I want to put my arduino board uno in a greenhouse with very high humidity. In order to avoid water to condensate on it, I want to constantly heat it and put it in a plastic box. What would be the easiest way to generate some heat?

adwsystems

Is this a trick question?

A heating element.

What voltage do you have available?

What material is the enclosure made of?

What is the nominal temperature of the greenhouse?

phytopia

Is this a trick question?

A heating element.

What voltage do you have available?

What material is the enclosure made of?

What is the nominal temperature of the greenhouse?
Not a trick question. I thought I could just plug in some resistors...
It's an Arduino Uno, so 3,3V and 5V.
Material of the enclosure is polycarbonate.
Greenhouse temperature can be from -15°C to 40°C.

hammy


Slumpert

Good smear of dielectric grease all over your board should eliminate the need for a heater..


adwsystems

Not a trick question. I thought I could just plug in some resistors...
It's an Arduino Uno, so 3,3V and 5V.
Material of the enclosure is polycarbonate.
Greenhouse temperature can be from -15°C to 40°C.
Then I would suggest a temperature control and lookup the required temperature to keep water vapor from condensing at 40deg C. Which means the board will need to be warmer than 40, then you need to check the operating temperature for each component so as to not exceed it.

silly_cone

it would be a lot more energy efficient to simply protect your board against the moisture using a conformal silicone coating.

LandonW


Bringamosa

#8
Oct 12, 2018, 12:31 am Last Edit: Oct 12, 2018, 12:43 am by Bringamosa
Inside a plastic enclosure, so it's "watertight" allready right?
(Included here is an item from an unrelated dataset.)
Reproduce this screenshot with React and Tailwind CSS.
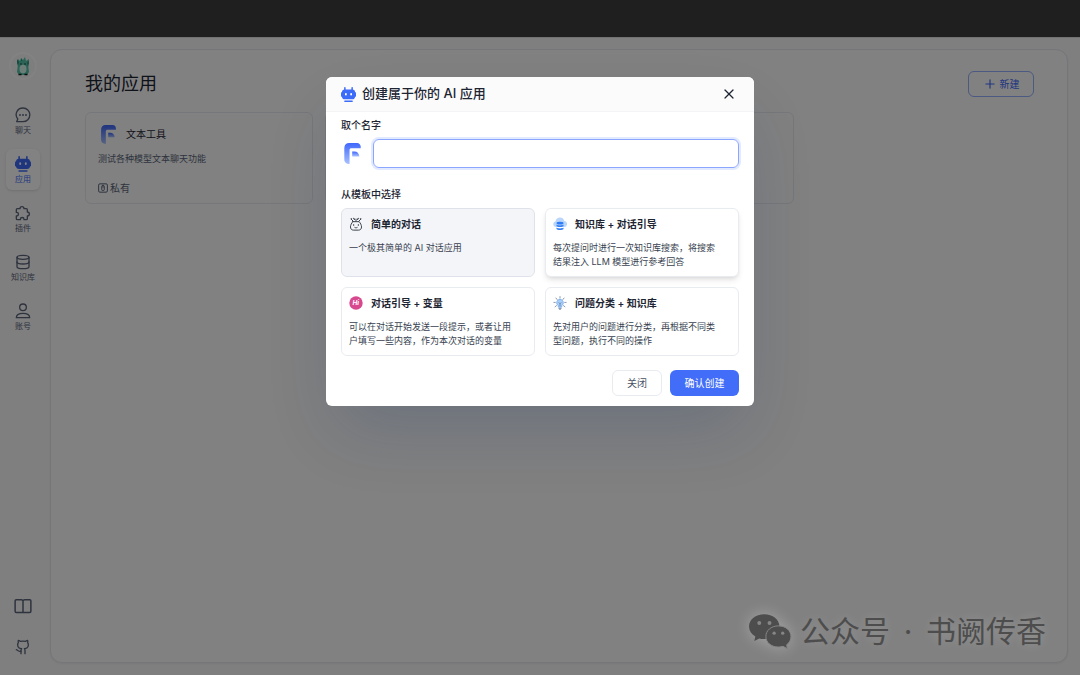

Have you put your plastic enclosure in the greenhouse already? Is there build-up of any water inside? I know from experience that arduino can have a lot.

I have one outside hanging un a terra cota plant pot, above a watertank where you can feel the warm damp air rise from when it is being filled up.

After 6 months still working and no corrosion to be found.....

Do some testing first


TomGeorge

Hi,

Does you control box have to reside inside the greenhouse?
Most units live outside away from the humidity and heat.

Tom... :)
Everything runs on smoke, let the smoke out, it stops running....

wvmarle

Keep the board powered on.
The insulation of the box does the rest, even if there are ventilation openings on the bottom (highly recommended so water can't collect in the box). A spray of conformal coating is also highly recommended.
That's all you need to keep your project 2-3 degrees above ambient, and that in turn is all you need to stop condensation as the humidity inside your box can never reach 100%. Works great for me in a climate where rainstorms and days or even weeks of 95-100% humidity are common.
Quality of answers is related to the quality of questions. Good questions will get good answers. Useless answers are a sign of a poor question.

phytopia

Ok thanks for your answers! Conformal coating sounds good and I will still put it in the box with a hole at the bottom.